Yannick Demaria

Siamo il futuro che si difende: il futuro che si farà!

LETTERA DA DAKAR: GIUSTIZIA CLIMATICA PER IL FUTURO

“Nessuno può immaginare cosa può fare a noi poveri il cambiamento climatico che dobbiamo subire”. Queste le parole di Ndeye, una donna di Bargny, un antico villaggio di pescatori alla periferia di Dakar che, disperata, ha visto la propria casa inghiottita dalle acque, insieme ad altre cento, a causa dell’innalzamento dell’oceano.

Le popolazioni più vulnerabili, le meno responsabili delle emissioni – e questo vale anche all’interno delle singole nazioni – subiscono gli impatti più gravi del riscaldamento globale. Per questo il ricorso alla giustizia climatica è il solo approccio eticamente corretto di fronte a questa emergenza, profondamente legata ai diritti umani. Le recenti prese di posizione dalla Corte Internazionale di Giustizia (23 luglio 2025) e dalla Corte Europea dei Diritti Umani hanno confermato questo legame, stabilendo che l’azione climatica è un dovere internazionale e che la violazione di tale dovere può costituire un atto illecito. Del resto nel 2024 la CEDU aveva già condannato la Svizzera per aver violato i diritti umani attraverso politiche climatiche inadeguate o insufficienti.

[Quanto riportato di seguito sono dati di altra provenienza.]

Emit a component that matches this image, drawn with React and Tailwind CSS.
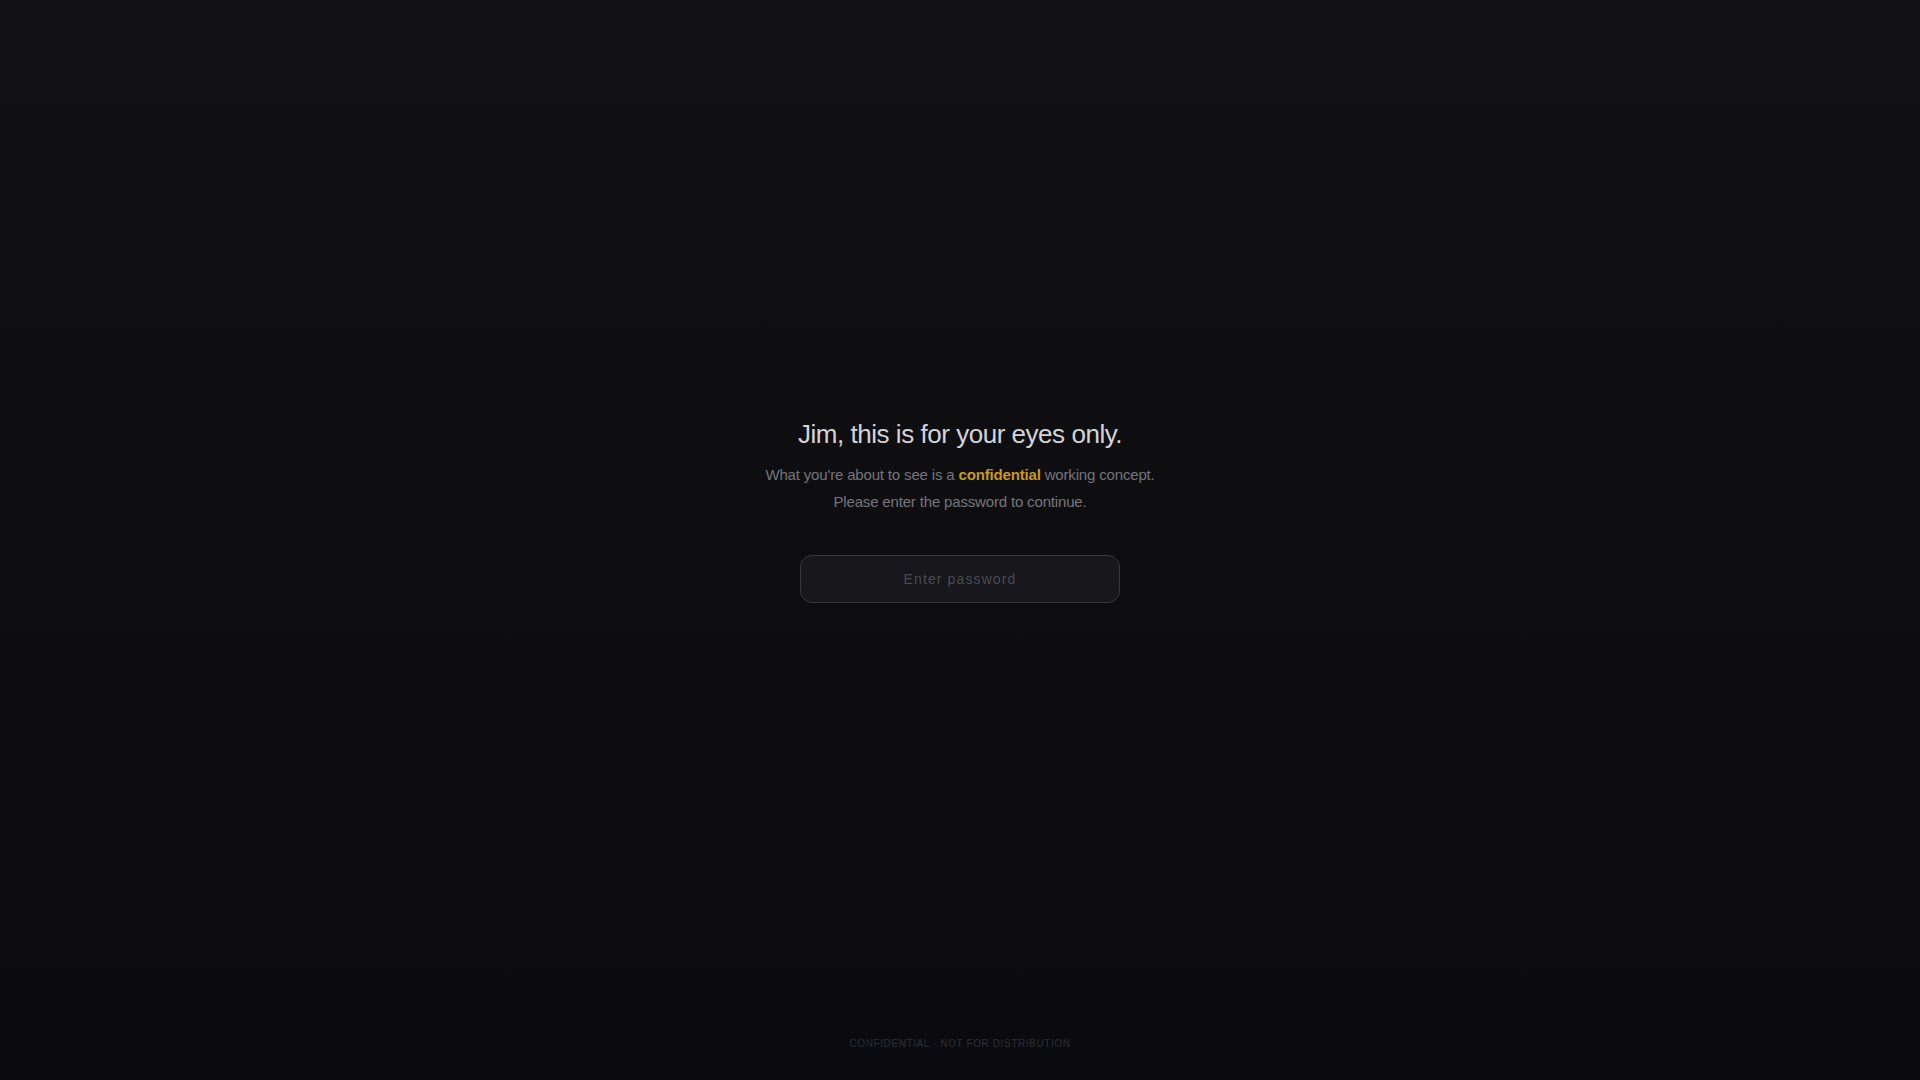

Non agire è un atteggiamento irresponsabile. È troppo evidente l’aumento, anche da noi, della frequenza e dell’intensità di eventi meteorologici estremi, così come sono evidenti le cause e gli effetti del riscaldamento globale.

Uno studio del Politecnico di Zurigo (2025) conferma che il 10% più ricco della popolazione mondiale (compresa la Svizzera) è responsabile del 65% del riscaldamento osservato tra il 1990 e il 2010, mentre il solo 1% è all’origine di un quinto dell’aumento delle temperature.

Tutti i dati (vedi Oxfam 2024) giustificano la pertinenza dell’iniziativa federale “Per una politica climatica sociale finanziata in modo fiscalmente equo (iniziativa per il futuro)”, su cui si voterà il 30 novembre, perché ha il merito di introdurre nel dibattito pubblico l’identificazione delle reali responsabilità della crisi climatica, l’urgenza della ridistribuzione della ricchezza e la necessità di tassare le eredità sproporzionate.

Fermo restando che l’iniziativa si riferisce esclusivamente alle successioni oltre i 50 milioni per le persone fisiche, noi pensiamo che esista una grande contraddizione tra il principio liberale del merito, che dovrebbe costituire la base del successo economico individuale, e quell’accumulazione della ricchezza che avviene attraverso un meccanismo ereditario che perpetua le disuguaglianze riproducendo lo stesso schema della discendenza nobiliare dell’ancien régime.

Dalla signora Ndeye abbiamo sentito un’espressione bellissima che, in lingua wolof, sintetizza l’essenza più alta del concetto di giustizia sociale e ambientale: “Jàmm ak dëgg ak njàkk”. Jàmm è pace, benessere e sicurezza; njàkk significa ambiente, natura, equilibrio; dëgg verità e giustizia. Una speranza “per il Futuro”!

Articolo apparso il 11.09.2025 sul Corriere del Ticino.